- [Problem]: Reproduce the listing below character for character; drop every image.

- [Data excerpt]:
+ + + + + + +
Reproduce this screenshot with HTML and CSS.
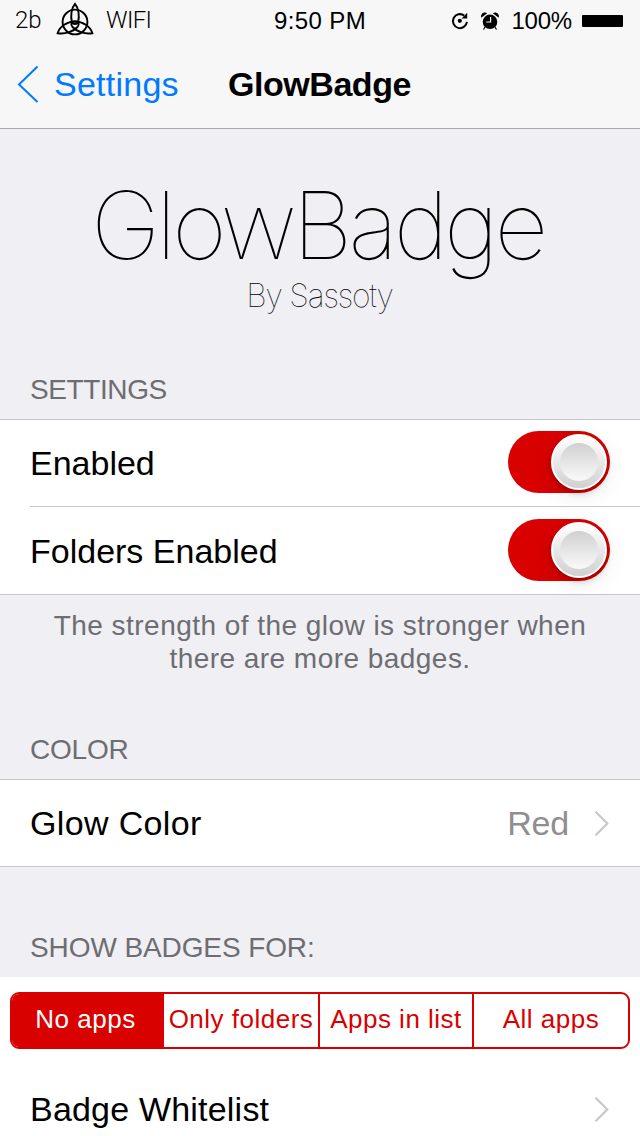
FILE: index.html
```html
<!DOCTYPE html>
<html lang="en">
<head>
<meta charset="utf-8">
<title>GlowBadge</title>
<link rel="stylesheet" href="styles.css">
</head>
<body>
<header class="top">
  <div class="status">
    <div class="status-left">
      <span class="carrier">2b</span>
      <svg class="trefoil" width="38" height="34" viewBox="0 0 38 34" fill="none" stroke="#000" stroke-width="1.900">
        <circle cx="19" cy="20" r="12.400"/>
        <path d="M19 1.800C15.300 6 14.300 14 16 20.500C17 22.500 21 22.500 22 20.500C23.700 14 22.700 6 19 1.800Z"/>
        <path d="M1.600 31.200C3.500 25 11 19 20 19.500C23 20 23.500 22.500 21.500 25C17 30 9 32.400 1.600 31.200Z"/>
        <path d="M36.400 31.200C34.500 25 27 19 18 19.500C15 20 14.500 22.500 16.500 25C21 30 29 32.400 36.400 31.200Z"/>
      </svg>
      <span class="network">WIFI</span>
    </div>
    <span class="clock">9:50 PM</span>
    <div class="status-right">
      <svg width="18" height="20" viewBox="0 0 18 20" fill="none" stroke="#000" stroke-width="2">
        <path d="M13.200 4.600A7 7 0 1 0 15.900 10.800"/>
        <path d="M16.200 1.800V7.500H10.500Z" fill="#000" stroke="none"/>
        <circle cx="8.800" cy="9.800" r="2.100" fill="#000" stroke="none"/>
      </svg>
      <svg class="alarm" width="20" height="20" viewBox="0 0 20 20">
        <circle cx="10" cy="10.800" r="7.300"/>
        <path d="M1.300 6.700C.2 3 4 .3 7.200 2.300ZM18.700 6.700C19.800 3 16 .3 12.800 2.300Z"/>
        <path d="M5 16L3.500 18.500M15 16L16.500 18.500" stroke="#000" stroke-width="1.200"/>
        <path d="M10.600 6V11H6.300" fill="none" stroke="#f7f7f7" stroke-width="1.200"/>
      </svg>
      <span class="percent">100%</span>
      <span class="battery"></span>
    </div>
  </div>
  <nav class="nav">
    <a class="back">
      <svg width="22" height="38" viewBox="0 0 22 38" fill="none" stroke="#007aff" stroke-width="2"><path d="M20.500 1.500L2 19.500L20.500 37"/></svg>
      <span>Settings</span>
    </a>
    <h1 class="title">GlowBadge</h1>
  </nav>
</header>
<main>
  <section class="hero">
    <div class="logo">GlowBadge</div>
    <div class="author">By Sassoty</div>
  </section>
  <h2 class="group-title">SETTINGS</h2>
  <section class="list">
    <div class="row first"><span>Enabled</span><span class="switch"><span class="knob"></span></span></div>
    <div class="row divided"><span class="folders">Folders Enabled</span><span class="switch"><span class="knob"></span></span></div>
  </section>
  <p class="note">The strength of the glow is stronger when<br>there are more badges.</p>
  <h2 class="group-title color-title">COLOR</h2>
  <section class="list">
    <div class="row"><span class="glow">Glow Color</span><span class="value">Red</span>
      <svg class="chevron" width="16" height="26" viewBox="0 0 16 26"><path d="M1.500 1.800L13.300 13.500L1.500 25.200"/></svg>
    </div>
  </section>
  <h2 class="group-title badges-title">SHOW BADGES FOR:</h2>
  <section class="badges">
    <div class="segments">
      <span class="segment selected">No apps</span>
      <span class="segment">Only folders</span>
      <span class="segment">Apps in list</span>
      <span class="segment">All apps</span>
    </div>
    <div class="row whitelist"><span>Badge Whitelist</span>
      <svg class="chevron" width="16" height="26" viewBox="0 0 16 26"><path d="M1.500 1.800L13.300 13.500L1.500 25.200"/></svg>
    </div>
  </section>
</main>
</body>
</html>
```
FILE: styles.css
```css
* { box-sizing: border-box; }
body {
  margin: 0;
  width: 640px;
  height: 1136px;
  overflow: hidden;
  background: #efeff4;
  color: #000;
  font-family: "Liberation Sans", Arial, sans-serif;
}
svg { display: block; flex: none; }
h1, h2, p { margin: 0; font-weight: 400; }
.top { height: 129px; background: #f7f7f7; border-bottom: 1px solid #a9a9ad; }
.status {
  display: grid;
  grid-template-columns: 1fr auto 1fr;
  align-items: center;
  height: 41px;
  padding: 0 17px 0 15px;
  font-size: 24px;
  line-height: 41px;
}
.status-left, .status-right { display: flex; align-items: center; }
.status-left { font-family: Roboto, sans-serif; font-weight: 300; }
.carrier { width: 41px; }
.network { margin-left: 12px; letter-spacing: -.6px; }
.trefoil { margin-top: -3px; }
.clock { letter-spacing: .4px; padding-left: 2px; }
.status-right { justify-content: flex-end; }
.alarm { margin-left: 11px; }
.percent { margin-left: 11px; letter-spacing: -.2px; }
.battery { width: 41px; height: 12px; margin-left: 10px; border-radius: 1px; background: #000; }
.nav {
  display: grid;
  grid-template-columns: 211px 1fr;
  align-items: center;
  height: 86px;
  padding-left: 17px;
  font-size: 34px;
}
.back { display: flex; align-items: center; gap: 15px; color: #007aff; letter-spacing: .25px; }
.title { font-size: 34px; font-weight: 700; letter-spacing: -.45px; }
.hero { height: 231px; padding-top: 40px; text-align: center; font-family: Inter, sans-serif; font-weight: 100; }
.logo { height: 114px; padding-right: 5px; font-size: 94px; line-height: 112px; letter-spacing: -4.2px; }
.author { font-size: 32px; line-height: 26px; letter-spacing: -1.3px; padding-right: 1px; }
.group-title { height: 59px; padding-left: 30px; font-size: 28px; line-height: 59px; color: #6d6d72; letter-spacing: -.4px; }
.color-title { letter-spacing: -.2px; }
.list { background: #fff; border-top: 1px solid #c8c7cc; border-bottom: 1px solid #c8c7cc; }
.row { display: flex; align-items: center; height: 86px; padding: 0 30px; font-size: 34px; }
.row > span:first-child { flex: 1; }
.first .switch { margin-bottom: 2px; }
.glow { letter-spacing: .35px; }
.folders { padding-top: 2px; }
.divided { position: relative; height: 88px; }
.divided::before { content: ""; position: absolute; top: 0; left: 30px; right: 0; height: 1px; background: #c8c7cc; }
.switch { display: flex; justify-content: flex-end; width: 102px; height: 62px; padding: 3px; border-radius: 31px; background: #d90000; }
.knob {
  display: grid;
  place-items: center;
  width: 56px;
  height: 56px;
  border: 2px solid #fff;
  border-radius: 50%;
  background: linear-gradient(#fff, #d0d0d0);
  box-shadow: 0 3px 6px rgba(0, 0, 0, .25), 0 6px 24px rgba(0, 0, 0, .08);
}
.knob::after { content: ""; width: 38px; height: 38px; border-radius: 50%; background: linear-gradient(#d0d0d0, #fafafa); }
.note { padding-top: 14px; height: 125px; font-size: 28px; line-height: 33px; text-align: center; color: #6d6d72; letter-spacing: .46px; }
.value { color: #8e8e93; margin-right: 25px; letter-spacing: -.2px; }
.chevron { fill: none; stroke: #c7c7cc; stroke-width: 2.2; }
.badges-title { height: 110px; padding-top: 51px; letter-spacing: -.1px; }
.badges { height: 160px; padding-top: 15px; background: #fff; }
.segments {
  display: grid;
  grid-template-columns: 151px 155px 154px 1fr;
  height: 57px;
  margin: 0 10px;
  overflow: hidden;
  border: 2px solid #d90000;
  border-radius: 9px;
  color: #d90000;
  font-size: 26px;
  line-height: 50px;
  text-align: center;
  letter-spacing: .5px;
}
.segment { white-space: nowrap; }
.segment + .segment { border-left: 2px solid #d90000; }
.selected { background: #d90000; color: #fff; padding-right: 4px; }
.segment.selected + .segment { border-left-width: 1px; }
.whitelist { margin-top: 17px; letter-spacing: .2px; }
```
+ + + + + + +
- [Task output]:
Reproduce this screenshot with HTML and CSS.
FILE: index.html
```html
<!DOCTYPE html>
<html lang="en">
<head>
<meta charset="utf-8">
<title>GlowBadge</title>
<link rel="stylesheet" href="styles.css">
</head>
<body>
<header class="top">
  <div class="status">
    <div class="status-left">
      <span class="carrier">2b</span>
      <svg class="trefoil" width="38" height="34" viewBox="0 0 38 34" fill="none" stroke="#000" stroke-width="1.900">
        <circle cx="19" cy="20" r="12.400"/>
        <path d="M19 1.800C15.300 6 14.300 14 16 20.500C17 22.500 21 22.500 22 20.500C23.700 14 22.700 6 19 1.800Z"/>
        <path d="M1.600 31.200C3.500 25 11 19 20 19.500C23 20 23.500 22.500 21.500 25C17 30 9 32.400 1.600 31.200Z"/>
        <path d="M36.400 31.200C34.500 25 27 19 18 19.500C15 20 14.500 22.500 16.500 25C21 30 29 32.400 36.400 31.200Z"/>
      </svg>
      <span class="network">WIFI</span>
    </div>
    <span class="clock">9:50 PM</span>
    <div class="status-right">
      <svg width="18" height="20" viewBox="0 0 18 20" fill="none" stroke="#000" stroke-width="2">
        <path d="M13.200 4.600A7 7 0 1 0 15.900 10.800"/>
        <path d="M16.200 1.800V7.500H10.500Z" fill="#000" stroke="none"/>
        <circle cx="8.800" cy="9.800" r="2.100" fill="#000" stroke="none"/>
      </svg>
      <svg class="alarm" width="20" height="20" viewBox="0 0 20 20">
        <circle cx="10" cy="10.800" r="7.300"/>
        <path d="M1.300 6.700C.2 3 4 .3 7.200 2.300ZM18.700 6.700C19.800 3 16 .3 12.800 2.300Z"/>
        <path d="M5 16L3.500 18.500M15 16L16.500 18.500" stroke="#000" stroke-width="1.200"/>
        <path d="M10.600 6V11H6.300" fill="none" stroke="#f7f7f7" stroke-width="1.200"/>
      </svg>
      <span class="percent">100%</span>
      <span class="battery"></span>
    </div>
  </div>
  <nav class="nav">
    <a class="back">
      <svg width="22" height="38" viewBox="0 0 22 38" fill="none" stroke="#007aff" stroke-width="2"><path d="M20.500 1.500L2 19.500L20.500 37"/></svg>
      <span>Settings</span>
    </a>
    <h1 class="title">GlowBadge</h1>
  </nav>
</header>
<main>
  <section class="hero">
    <div class="logo">GlowBadge</div>
    <div class="author">By Sassoty</div>
  </section>
  <h2 class="group-title">SETTINGS</h2>
  <section class="list">
    <div class="row first"><span>Enabled</span><span class="switch"><span class="knob"></span></span></div>
    <div class="row divided"><span class="folders">Folders Enabled</span><span class="switch"><span class="knob"></span></span></div>
  </section>
  <p class="note">The strength of the glow is stronger when<br>there are more badges.</p>
  <h2 class="group-title color-title">COLOR</h2>
  <section class="list">
    <div class="row"><span class="glow">Glow Color</span><span class="value">Red</span>
      <svg class="chevron" width="16" height="26" viewBox="0 0 16 26"><path d="M1.500 1.800L13.300 13.500L1.500 25.200"/></svg>
    </div>
  </section>
  <h2 class="group-title badges-title">SHOW BADGES FOR:</h2>
  <section class="badges">
    <div class="segments">
      <span class="segment selected">No apps</span>
      <span class="segment">Only folders</span>
      <span class="segment">Apps in list</span>
      <span class="segment">All apps</span>
    </div>
    <div class="row whitelist"><span>Badge Whitelist</span>
      <svg class="chevron" width="16" height="26" viewBox="0 0 16 26"><path d="M1.500 1.800L13.300 13.500L1.500 25.200"/></svg>
    </div>
  </section>
</main>
</body>
</html>
```
FILE: styles.css
```css
* { box-sizing: border-box; }
body {
  margin: 0;
  width: 640px;
  height: 1136px;
  overflow: hidden;
  background: #efeff4;
  color: #000;
  font-family: "Liberation Sans", Arial, sans-serif;
}
svg { display: block; flex: none; }
h1, h2, p { margin: 0; font-weight: 400; }
.top { height: 129px; background: #f7f7f7; border-bottom: 1px solid #a9a9ad; }
.status {
  display: grid;
  grid-template-columns: 1fr auto 1fr;
  align-items: center;
  height: 41px;
  padding: 0 17px 0 15px;
  font-size: 24px;
  line-height: 41px;
}
.status-left, .status-right { display: flex; align-items: center; }
.status-left { font-family: Roboto, sans-serif; font-weight: 300; }
.carrier { width: 41px; }
.network { margin-left: 12px; letter-spacing: -.6px; }
.trefoil { margin-top: -3px; }
.clock { letter-spacing: .4px; padding-left: 2px; }
.status-right { justify-content: flex-end; }
.alarm { margin-left: 11px; }
.percent { margin-left: 11px; letter-spacing: -.2px; }
.battery { width: 41px; height: 12px; margin-left: 10px; border-radius: 1px; background: #000; }
.nav {
  display: grid;
  grid-template-columns: 211px 1fr;
  align-items: center;
  height: 86px;
  padding-left: 17px;
  font-size: 34px;
}
.back { display: flex; align-items: center; gap: 15px; color: #007aff; letter-spacing: .25px; }
.title { font-size: 34px; font-weight: 700; letter-spacing: -.45px; }
.hero { height: 231px; padding-top: 40px; text-align: center; font-family: Inter, sans-serif; font-weight: 100; }
.logo { height: 114px; padding-right: 5px; font-size: 94px; line-height: 112px; letter-spacing: -4.2px; }
.author { font-size: 32px; line-height: 26px; letter-spacing: -1.3px; padding-right: 1px; }
.group-title { height: 59px; padding-left: 30px; font-size: 28px; line-height: 59px; color: #6d6d72; letter-spacing: -.4px; }
.color-title { letter-spacing: -.2px; }
.list { background: #fff; border-top: 1px solid #c8c7cc; border-bottom: 1px solid #c8c7cc; }
.row { display: flex; align-items: center; height: 86px; padding: 0 30px; font-size: 34px; }
.row > span:first-child { flex: 1; }
.first .switch { margin-bottom: 2px; }
.glow { letter-spacing: .35px; }
.folders { padding-top: 2px; }
.divided { position: relative; height: 88px; }
.divided::before { content: ""; position: absolute; top: 0; left: 30px; right: 0; height: 1px; background: #c8c7cc; }
.switch { display: flex; justify-content: flex-end; width: 102px; height: 62px; padding: 3px; border-radius: 31px; background: #d90000; }
.knob {
  display: grid;
  place-items: center;
  width: 56px;
  height: 56px;
  border: 2px solid #fff;
  border-radius: 50%;
  background: linear-gradient(#fff, #d0d0d0);
  box-shadow: 0 3px 6px rgba(0, 0, 0, .25), 0 6px 24px rgba(0, 0, 0, .08);
}
.knob::after { content: ""; width: 38px; height: 38px; border-radius: 50%; background: linear-gradient(#d0d0d0, #fafafa); }
.note { padding-top: 14px; height: 125px; font-size: 28px; line-height: 33px; text-align: center; color: #6d6d72; letter-spacing: .46px; }
.value { color: #8e8e93; margin-right: 25px; letter-spacing: -.2px; }
.chevron { fill: none; stroke: #c7c7cc; stroke-width: 2.2; }
.badges-title { height: 110px; padding-top: 51px; letter-spacing: -.1px; }
.badges { height: 160px; padding-top: 15px; background: #fff; }
.segments {
  display: grid;
  grid-template-columns: 151px 155px 154px 1fr;
  height: 57px;
  margin: 0 10px;
  overflow: hidden;
  border: 2px solid #d90000;
  border-radius: 9px;
  color: #d90000;
  font-size: 26px;
  line-height: 50px;
  text-align: center;
  letter-spacing: .5px;
}
.segment { white-space: nowrap; }
.segment + .segment { border-left: 2px solid #d90000; }
.selected { background: #d90000; color: #fff; padding-right: 4px; }
.segment.selected + .segment { border-left-width: 1px; }
.whitelist { margin-top: 17px; letter-spacing: .2px; }
```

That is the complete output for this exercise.